Gatto believed that the solutions to these problems involved less school, not more. There should be less regimentation and more freedom. We should trust children and parents to give kids the space and the time they deserve in order to allow them to become more independent, more intelligent, and more productive citizens.
He had a point.
Every three years the Program for International Student Assessment (PISA) measures reading ability, math and science literacy and other key skills among 15-year-olds in dozens of developed and developing countries. The most recent PISA results from 2015 placed the US a dismal 38th out of 71 countries in math and 24th in science. Among the 35 member states of the Organization for Economic Cooperation and Development [OECD], the USA ranked 30th in math and 19th in science.
For many years, students in the Scandinavian countries have been near the top of the PISA list. Finland is a model for how a civilized nation should educate their young.
• Students in Finland have light homework loads.
•Finnish schools don’t have special classes for gifted students.
•There is very little standardized testing.
•Children do not start school until age 7.
•They have a comprehensive preschool program which emphasizes “self-reflection” and socialization over academics.
•Grades are not given until high school, and even then, class rankings are not compiled.
And perhaps most importantly,
•Teachers must have a Master’s degree; salaries are highly competitive.
John Taylor Gatto no longer teaches public school. He was one of the original home schooling advocates; he thought that parents should play a bigger role in raising their children and encouraging them to learn. Unfortunately, the average American parent is dumber than a sock drawer, and rather than take any responsibility for the education of their own children, they have willingly abdicated that responsibility to The State…per the Prussian model.
The sad fact is that most parents are a hindrance to their children’s education rather than a positive influence. Gatto’s ideas on home schooling are somewhat dated in this regard…
I have found that the majority of parents who home school their kids are simply religious fanatics who don’t want their children race mixing with all those heathens who believe in science and all that other stuff not covered in the BuyBull. Most home-schooled kids I’ve met have serious deficiencies when it comes to social interaction, and they have difficulty functioning in the real world. Some of them may be able to test well, but they are social cripples.
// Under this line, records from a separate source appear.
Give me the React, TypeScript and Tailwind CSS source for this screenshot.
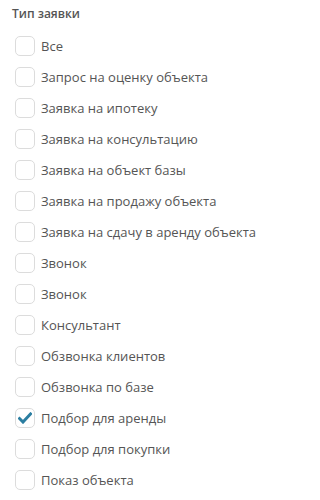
import { useState } from "react";

const items = [
  "Все",
  "Запрос на оценку объекта",
  "Заявка на ипотеку",
  "Заявка на консультацию",
  "Заявка на объект базы",
  "Заявка на продажу объекта",
  "Заявка на сдачу в аренду объекта",
  "Звонок",
  "Звонок",
  "Консультант",
  "Обзвонка клиентов",
  "Обзвонка по базе",
  "Подбор для аренды",
  "Подбор для покупки",
  "Показ объекта",
];

export default function App() {
  const [checked, setChecked] = useState<number[]>([12]);

  const toggle = (i: number) => {
    setChecked((c) => (c.includes(i) ? c.filter((x) => x !== i) : [...c, i]));
  };

  return (
    <div className="w-[302px] h-[500px] bg-white overflow-hidden font-['Open_Sans',sans-serif] text-[#555]">
      <div className="pl-[12px] pt-[5px]">
        <h3 className="text-[12px] font-semibold leading-[18px] text-[#555]">Тип заявки</h3>
        <ul className="mt-[7px] pl-[3px]">
          {items.map((label, i) => (
            <li
              key={i}
              className="flex items-center h-[31px] cursor-pointer"
              onClick={() => toggle(i)}
            >
              <span className="w-[20px] h-[20px] rounded-[5px] border border-[#dcdcdc] bg-white flex items-center justify-center shrink-0">
                {checked.includes(i) && (
                  <svg width="14" height="12" viewBox="0 0 14 12">
                    <path
                      d="M1.5 6.5 L5 10 L12.5 2"
                      fill="none"
                      stroke="#2b7ea1"
                      strokeWidth="3"
                      strokeLinecap="square"
                    />
                  </svg>
                )}
              </span>
              <span className="ml-[6px] text-[13px] leading-[18px] whitespace-nowrap">{label}</span>
            </li>
          ))}
        </ul>
      </div>
    </div>
  );
}
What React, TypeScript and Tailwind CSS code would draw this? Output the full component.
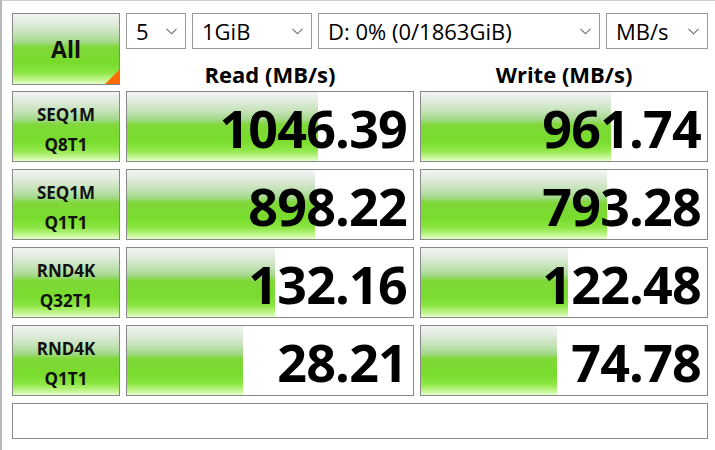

So clearly we’re doing something wrong; and home schooling isn’t the answer.
Home schooling is fine when you’ve got intelligent, devoted parents who are able to follow a standardized curriculum; it’s not so fine when parents remove their children from public schools simply to isolate them from society in order to poison their minds with religious fairy tales and racist hatred.
ALL I KNOW IS: I sure as hell am glad I don’t have kids so I don’t have to worry about all this shit.
Except that I do – because I have to deal with these morons every time I step outside my front door!